Recent political realities have made me think a lot about good and evil. Is there an actual, universal, apolitical, areligious line is the sand? THE line.  Item A is evil, and item B is on the other side of the line — on the good side of the boundary. My artist’s eye conjures up a fixed line in space, extending like a ribbon of highway for miles and miles. On one side is this creepy guy, angry and screaming across the border. On the other side …. a baby.

We all want that line the be clear and universal. It should be, right? For instance, it’s clear to see that murder is wrong. Yet when a CEO’s leadership deprives countless people of life and health, the conversation takes on a few more layers. And other recent news: one side says the debt ceiling is always good, the other side says it’s always bad, for years it’s been that way. Suddenly let’s all to switch sides to now-bad, now-good.

I just read a fantastic essay by David Brooks in today’s NYT. The Shock of Faith: It’s Nothing Like I Thought it Would Be. The way he moves through the material to explore his experiences of faith, and how they shaped his views really resonates. He makes a solid case for the existence of that line in the sand. There is actual good; there is actual evil; and it is possible to know the difference.

So I decided to accept his argument and see how how this foundation reshapes the Unseen Architecture of my universe. (It’s a chilly Sunday morning. Why not jump down the Unseen Architecture rabbit hole.)

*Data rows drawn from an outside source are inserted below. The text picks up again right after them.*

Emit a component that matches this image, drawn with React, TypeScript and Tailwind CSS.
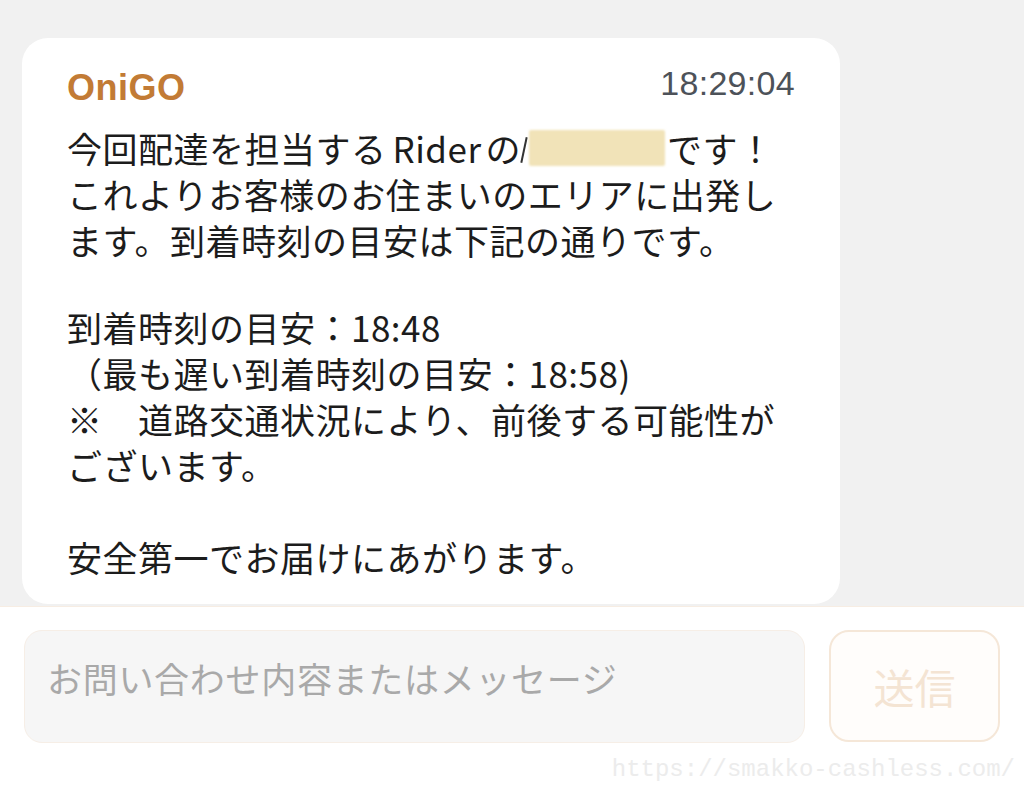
const jp = "font-['Noto_Sans_CJK_JP','Noto_Sans',sans-serif]";

const lines: (string | null)[] = [
  null,
  "これよりお客様のお住まいのエリアに出発し",
  "ます。到着時刻の目安は下記の通りです。",
  "",
  "到着時刻の目安：18:48",
  "（最も遅い到着時刻の目安：18:58)",
  "※　道路交通状況により、前後する可能性が",
  "ございます。",
  "",
  "安全第一でお届けにあがります。",
];

export default function App() {
  return (
    <div className={`w-[1024px] h-[789px] flex flex-col bg-white overflow-hidden ${jp}`}>
      {/* chat area */}
      <div className="h-[606px] bg-[#f1f1f1] pt-[38px] pl-[22px] overflow-hidden">
        <div className="w-[818px] h-[566px] bg-white rounded-[26px] px-[45px] pt-[20px]">
          <div className="flex justify-between items-start h-[67px]">
            <span className="mt-[11px] text-[36px] leading-[38px] font-bold tracking-[0.5px] text-[#c27b35] font-['Liberation_Sans',sans-serif]">
              OniGO
            </span>
            <span className="mt-[6px] text-[34px] leading-[38px] tracking-[0.3px] text-[#4d5259] font-['Liberation_Sans',sans-serif]">
              18:29:04
            </span>
          </div>
          <div className="text-[35px] leading-[46px] tracking-[0.5px] text-[#1c1c1c] whitespace-nowrap">
            {lines.map((l, i) =>
              l === null ? (
                <div key={i} className="flex items-center h-[46px]">
                  <span>今回配達を担当する</span>
                  <span className="ml-[6px] mr-[4px]">Rider</span>
                  <span>の</span>
                  <span className="inline-block w-[2px] h-[26px] bg-[#333] ml-[2px] mt-[4px] rotate-12" />
                  <span className="inline-block w-[136px] h-[36px] bg-[#f1e3b8] ml-[4px] mr-[2px] blur-[1px] rounded-[2px]" />
                  <span>です！</span>
                </div>
              ) : l === "" ? (
                <div key={i} className={i === 3 ? "h-[41px]" : "h-[46px]"} />
              ) : (
                <div key={i} className="h-[46px]">
                  {l}
                </div>
              )
            )}
          </div>
        </div>
      </div>

      {/* input area */}
      <div className="flex-1 border-t border-[#f7ede3] bg-white">
        <div className="flex gap-[24px] pl-[24px] pt-[23px]">
          <div className="w-[781px] h-[113px] rounded-[18px] bg-[#f6f6f6] border border-[#f6eee6] flex items-start pl-[22px] pt-[24px]">
            <span className="text-[35px] leading-[46px] tracking-[0.7px] text-[#a9a9a9]">お問い合わせ内容またはメッセージ</span>
          </div>
          <div className="w-[171px] h-[112px] rounded-[20px] border-2 border-[#f5e7d8] bg-[#fffdfb] flex items-center justify-center">
            <span className="text-[41px] leading-[46px] text-[#f4e4d3]">送信</span>
          </div>
        </div>
        <div className="flex justify-end pr-[9px] mt-[12px]">
          <span className="text-[24px] leading-[30px] text-[#ececec] font-['Liberation_Mono',monospace]">
            https://smakko-cashless.com/
          </span>
        </div>
      </div>
    </div>
  );
}
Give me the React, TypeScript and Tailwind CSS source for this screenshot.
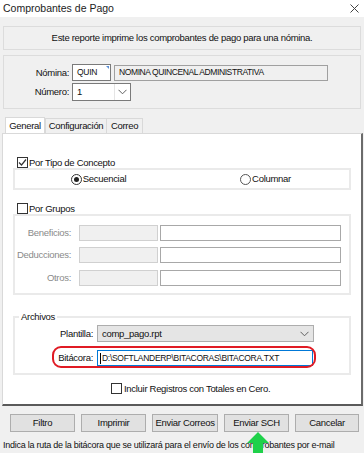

So … for actual good, and actual evil to exist, there has to be a recognition of the difference. There has to be awareness. For me, and I concede this is a great leap, for me this awareness is consciousness — the unified field. And the soul is an individualized expression of the whole — a drop of water individualized from the ocean.

I confess to being one of those folks who believes in the soul — the individualized piece of consciousness that lives in all of us. Perhaps in all living creatures. Perhaps in all matter, living or otherwise.

Does all matter have consciousness? Why does the carbon molecule in me get to have a soul, but the carbon in a piece of paper does not? Perhaps the question is not ‘does all matter have consciousness’, because that frames the question in a way that restricts the consideration set. The real question is this: ‘what is the nature of matter, and what is the nature of consciousness’ —  moving us beyond the limitations of a binary question. A possible truth: one does not contain or not contain the other — they are the same entity. Matter is Consciousness.

Again, from the artist’s eye, the universe is an oceanic field of awareness. It neither contains, nor is devoid of matter — consciousness and matter are the same thing. If matter composes the universe, then what about dark matter. Maybe this is just the yin and the yang of reality. In this imagining, dark matter would be the opposite of consciousness. And it would inhabit the other side of the line: consciousness and non-consciousness, matter and dark matter, good and evil.

In all of this imagining about the nature of reality, my artist’s eye always brings me back to shapes, specifically the line. The final delineation between yes and no, the object and the empty space. Over the years I’ve tried to express these ideas in layers of shapes. There is great joy in creating art to express the ordering principle of my world view, a visual demonstration that the world makes sense. Even trying to wrap all the mysteries up in a pretty picture completes me, but probably ONLY me. Given reactions from viewers over time, my attempts are falling short. As one friend put it, “I think I understand what you are saying, but when I look at this, what I see is plaid.”